Gelin şimdi de o çöküşün kökenine inelim...
Yıl 1548...
Başta Muhteşem Süleyman var.
Muhteşem Süleyman; Avrupa’yı korkutmuş ama kendi devleti için için kaynıyor. İstanbul’da yaşayan insanlar bile huzursuz.
Muhteşem Süleyman topluyor âlimlerini soruyor:
-Efendiler; bu kargaşanın sebebi nedir?
Huzurdaki mollalar, kadılar, kadıaskerler, beylerbeyleri, vezirler ve veziriazam bir cevap(!) buluyorlar:
-Hünkârımız, bu sıkıntının sebebi; medreselerde okutulan tıp, matematik, coğrafya gibi akılcı ilimlerdir. Bunları kaldırıp, yerine din dersleri korsak; millet yaramazlıktan vazgeçer.
Bu kararla okullarımızdan akıl kovuluyor.

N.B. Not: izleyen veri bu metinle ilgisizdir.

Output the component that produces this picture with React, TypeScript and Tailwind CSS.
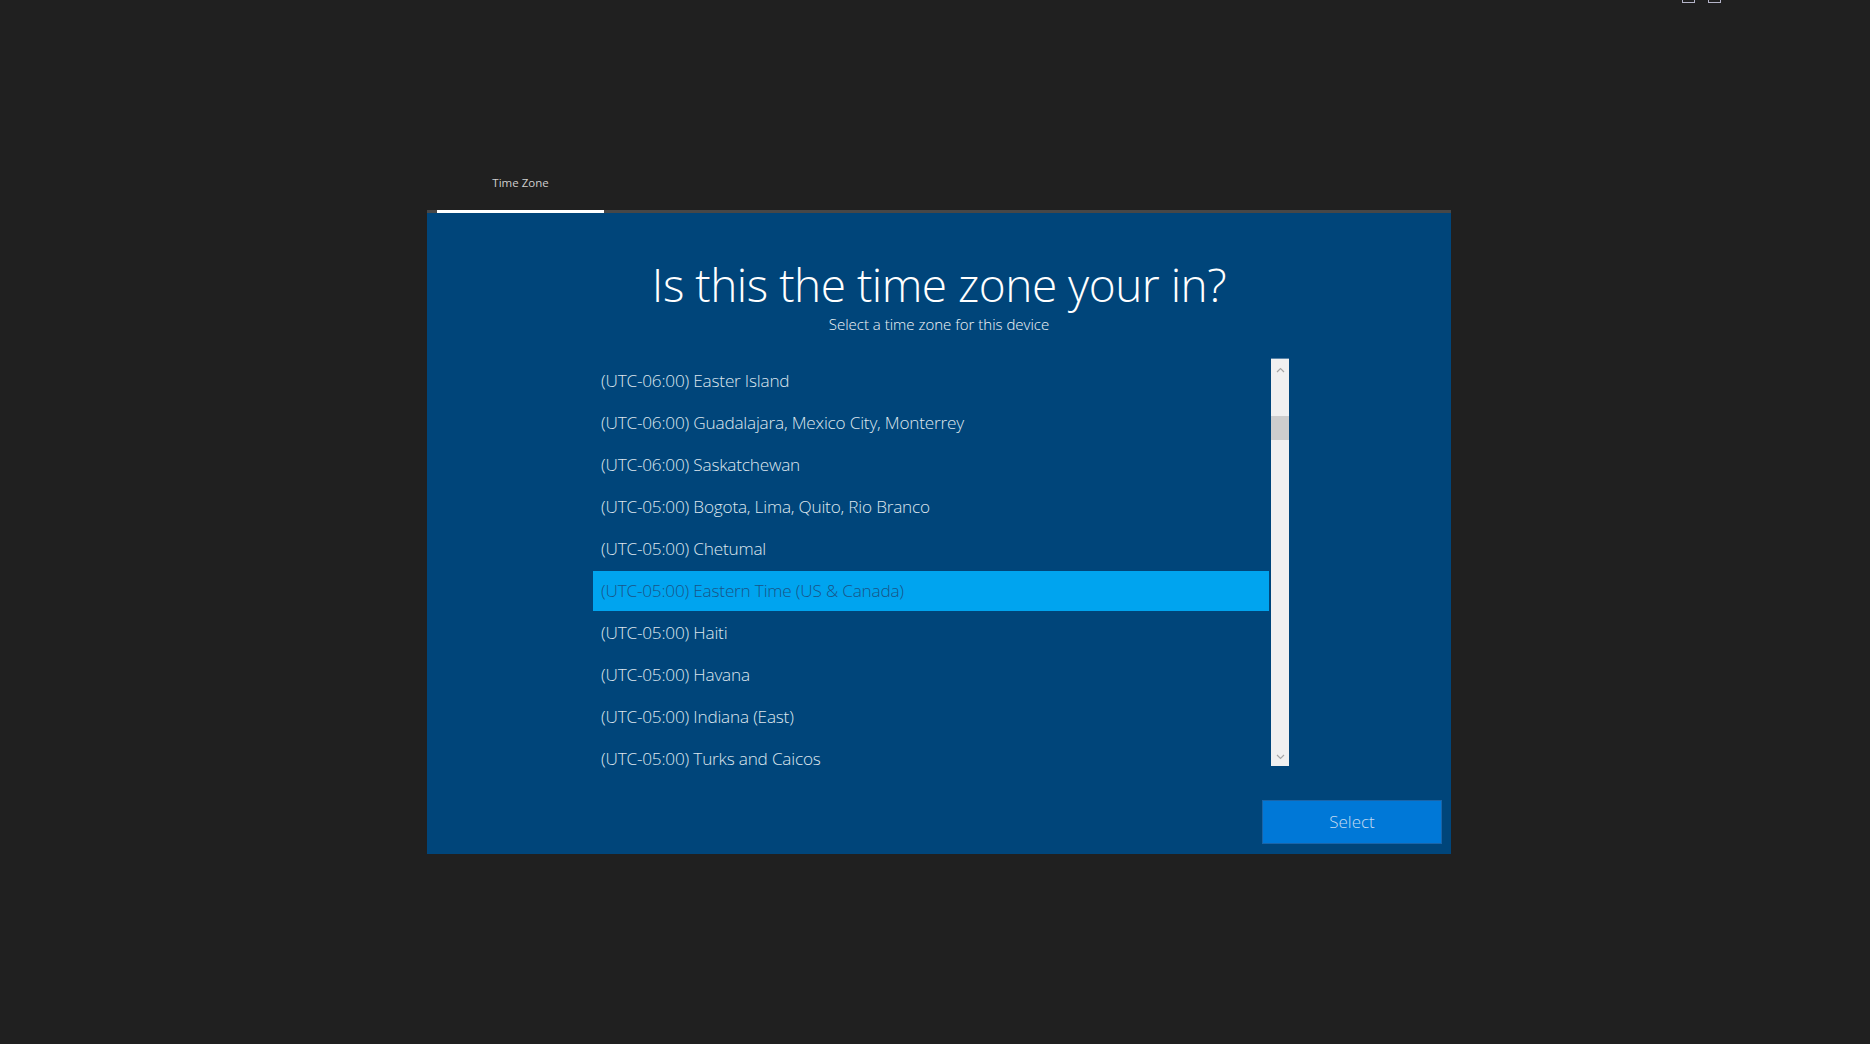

Bilimsel araştırmalar sona erdiriliyor.
Bunun yerine fıkıh, hadis, kelam gibi Kuran dersleri konuluyor.
* * *
Oysa o günlerde, Avrupa kiliselerinde şunlar konuşuluyor;
“Bu Türkler, Allah'ın bize yolladığı bir ceza kırbacıdır. Bunlarla nasıl baş ederiz, gelin onu düşünelim…”
Düşünüyorlar…
Tarihi inceliyorlar…
Neticede görüyorlar ki; Müslümanları kendilerine karşı üstün kılan güç, “din değil, akıldır”. “Türklere karşı aklımızı kullanalım”, diyorlar.
Ve böylece akıl ürünü olan bilimi devreye sokuyorlar. Türklerin attığı, tıbbı, fenni, coğrafyayı kapıyorlar.
Böylece; bizler kuyuya doğru inerken; onlar, uzaya doğru yol alıyorlar.
* * *
Geldik bugüne...
Batı dünyası; bugün de “aklı” kullanıyor.
Aklın ürünü, bilimsel sonuçlardır. O da karşımıza; fabrikalar, barajlar, iyi okullar, en ileri iletişim araçları, en ileri savaş araçları olarak çıkıyor.
Oysa İslam dünyası, bu gelişmeler karşısında çareyi daha çok büzüşmekte buluyor. Dine sarılarak, kurtulacağını sanıyor.
Bölgedeki krallar, şeyhler, diktatörler de ‘Din elden gidiyor!’ diyerek, halk kitlelerini bu yoldan uyutuyor.
Çünkü biliyorlar ki; eğitilmemiş, dinle uyutulup, uyuşturulmuş kitleleri yönetmek daha kolaydır.
* * *
Artık şu gerçeği görmek ve kabul etmek zorundayız…
Bu coğrafyada, cehalet at koşturuyor…
Cahil toplumlar üretemezler...
Cehaletin doğurduğu yoksulluk, tüm kavgaların, tek ve öncelikli nedenidir...
Batı dünyası; yoksulluğu ve cehaleti kullanarak, İslam dünyasını kırıp geçiriyor.
Bu işte, ne İsa Mesih’in fazlalığı var, ne Hazreti Muhammed’in noksanlığı...
Sorun dinlerde ya da peygamberlerde değil; sorun, beyinlerimizde…
Sorun zihinlerimizde…
Peki kurtuluş nerede?
O da Mustafa Kemal’in gösterdiği yolda.
Okuyun, araştırın ve düşünün… Tek kurtuluş kapısının, O olduğunu göreceksiniz...
* * *
Yukarıdaki yazı, şuan Yurt Gazetesi köşe yazarı olan Rıza Zelyurt’un, 22.03.2011 tarihinde, Güneş Gazetesi köşe yazarı iken yazdığı bir yazı.
Her devrin yazısı niteliğindeki bu yazıyı, okumamış olanlar varsa, okusunlar istedim.